> _SHORT TASK_:
Among the entries below, find the lines with "page" and copy them.

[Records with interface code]
------------------------------------

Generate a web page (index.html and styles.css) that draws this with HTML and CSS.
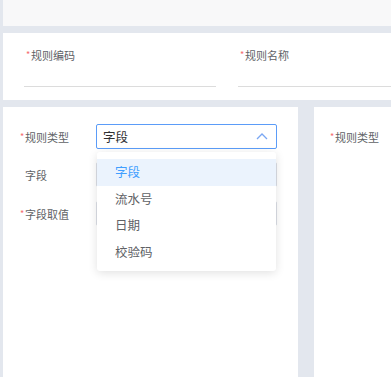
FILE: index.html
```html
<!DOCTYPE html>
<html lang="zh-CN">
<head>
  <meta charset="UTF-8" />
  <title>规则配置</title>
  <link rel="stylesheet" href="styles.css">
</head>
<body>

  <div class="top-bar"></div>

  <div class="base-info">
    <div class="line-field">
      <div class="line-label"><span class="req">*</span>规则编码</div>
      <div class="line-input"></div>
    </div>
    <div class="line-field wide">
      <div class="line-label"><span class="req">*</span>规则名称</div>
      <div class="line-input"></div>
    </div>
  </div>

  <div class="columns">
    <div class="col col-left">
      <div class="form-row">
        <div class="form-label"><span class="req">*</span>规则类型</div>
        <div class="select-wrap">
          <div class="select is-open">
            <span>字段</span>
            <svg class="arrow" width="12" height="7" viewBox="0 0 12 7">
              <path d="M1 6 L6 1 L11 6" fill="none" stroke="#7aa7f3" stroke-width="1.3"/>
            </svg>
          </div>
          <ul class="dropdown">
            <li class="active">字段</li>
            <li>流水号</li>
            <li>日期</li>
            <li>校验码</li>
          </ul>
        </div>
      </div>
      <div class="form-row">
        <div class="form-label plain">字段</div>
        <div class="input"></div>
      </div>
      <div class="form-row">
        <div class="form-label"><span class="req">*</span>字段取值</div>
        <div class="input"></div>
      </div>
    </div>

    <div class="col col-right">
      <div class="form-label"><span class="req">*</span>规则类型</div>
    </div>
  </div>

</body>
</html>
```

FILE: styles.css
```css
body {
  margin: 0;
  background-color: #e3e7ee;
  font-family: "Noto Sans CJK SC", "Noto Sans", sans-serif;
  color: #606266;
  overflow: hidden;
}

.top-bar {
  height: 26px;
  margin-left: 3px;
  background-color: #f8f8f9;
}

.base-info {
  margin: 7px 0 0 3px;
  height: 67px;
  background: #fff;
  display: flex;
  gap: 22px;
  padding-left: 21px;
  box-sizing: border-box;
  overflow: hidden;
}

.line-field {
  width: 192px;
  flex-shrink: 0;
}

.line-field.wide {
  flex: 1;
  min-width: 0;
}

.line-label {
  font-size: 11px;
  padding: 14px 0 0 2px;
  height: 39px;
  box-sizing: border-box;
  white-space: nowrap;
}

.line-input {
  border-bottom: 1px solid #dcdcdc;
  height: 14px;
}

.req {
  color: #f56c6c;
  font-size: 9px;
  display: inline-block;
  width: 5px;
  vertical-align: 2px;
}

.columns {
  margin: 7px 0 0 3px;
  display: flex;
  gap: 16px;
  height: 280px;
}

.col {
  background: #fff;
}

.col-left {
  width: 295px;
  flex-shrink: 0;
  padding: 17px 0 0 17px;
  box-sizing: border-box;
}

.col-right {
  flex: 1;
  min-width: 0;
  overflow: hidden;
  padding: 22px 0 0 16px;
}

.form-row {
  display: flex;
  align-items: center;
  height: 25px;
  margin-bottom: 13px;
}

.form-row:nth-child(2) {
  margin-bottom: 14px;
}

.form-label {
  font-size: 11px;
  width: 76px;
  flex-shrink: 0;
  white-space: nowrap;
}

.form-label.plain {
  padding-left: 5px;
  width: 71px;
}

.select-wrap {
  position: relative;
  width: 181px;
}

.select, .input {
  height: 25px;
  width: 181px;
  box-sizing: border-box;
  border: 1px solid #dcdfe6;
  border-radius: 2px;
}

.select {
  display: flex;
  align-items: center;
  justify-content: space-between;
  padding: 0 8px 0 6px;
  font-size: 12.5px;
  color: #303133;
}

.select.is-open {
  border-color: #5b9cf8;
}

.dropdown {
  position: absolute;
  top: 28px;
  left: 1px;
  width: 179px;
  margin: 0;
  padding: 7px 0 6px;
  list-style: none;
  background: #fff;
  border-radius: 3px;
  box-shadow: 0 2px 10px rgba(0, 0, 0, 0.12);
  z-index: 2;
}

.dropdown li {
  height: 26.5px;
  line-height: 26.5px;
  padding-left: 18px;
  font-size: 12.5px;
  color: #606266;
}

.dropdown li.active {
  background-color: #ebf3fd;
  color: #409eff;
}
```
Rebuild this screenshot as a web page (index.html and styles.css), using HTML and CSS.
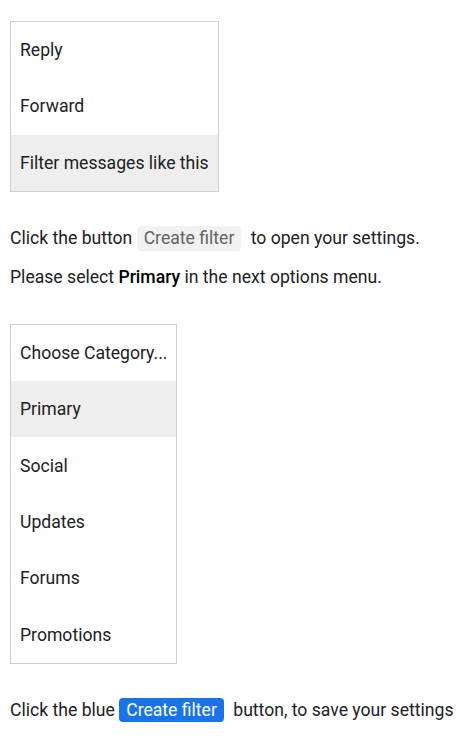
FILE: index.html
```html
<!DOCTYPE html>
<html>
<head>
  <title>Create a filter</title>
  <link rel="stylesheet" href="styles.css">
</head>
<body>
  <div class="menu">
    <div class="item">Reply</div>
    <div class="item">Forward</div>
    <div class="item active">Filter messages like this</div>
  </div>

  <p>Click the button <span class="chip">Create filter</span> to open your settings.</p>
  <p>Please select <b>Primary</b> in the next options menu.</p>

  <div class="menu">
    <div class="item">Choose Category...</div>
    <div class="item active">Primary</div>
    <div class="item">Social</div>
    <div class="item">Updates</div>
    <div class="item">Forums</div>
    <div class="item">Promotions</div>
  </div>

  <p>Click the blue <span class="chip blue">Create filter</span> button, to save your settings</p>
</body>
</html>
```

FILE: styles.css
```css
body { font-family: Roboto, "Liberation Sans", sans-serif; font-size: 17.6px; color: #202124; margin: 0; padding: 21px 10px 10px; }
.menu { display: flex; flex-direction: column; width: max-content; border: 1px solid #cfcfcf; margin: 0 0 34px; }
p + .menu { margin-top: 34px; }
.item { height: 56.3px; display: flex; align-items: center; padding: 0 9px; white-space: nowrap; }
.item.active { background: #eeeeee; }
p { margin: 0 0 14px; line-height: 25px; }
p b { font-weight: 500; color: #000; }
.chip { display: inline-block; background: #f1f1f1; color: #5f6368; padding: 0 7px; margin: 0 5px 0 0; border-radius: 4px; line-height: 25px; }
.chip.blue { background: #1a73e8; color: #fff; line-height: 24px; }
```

------------------------------------

> _TASK ANSWER_:
Generate a web page (index.html and styles.css) that draws this with HTML and CSS.
Rebuild this screenshot as a web page (index.html and styles.css), using HTML and CSS.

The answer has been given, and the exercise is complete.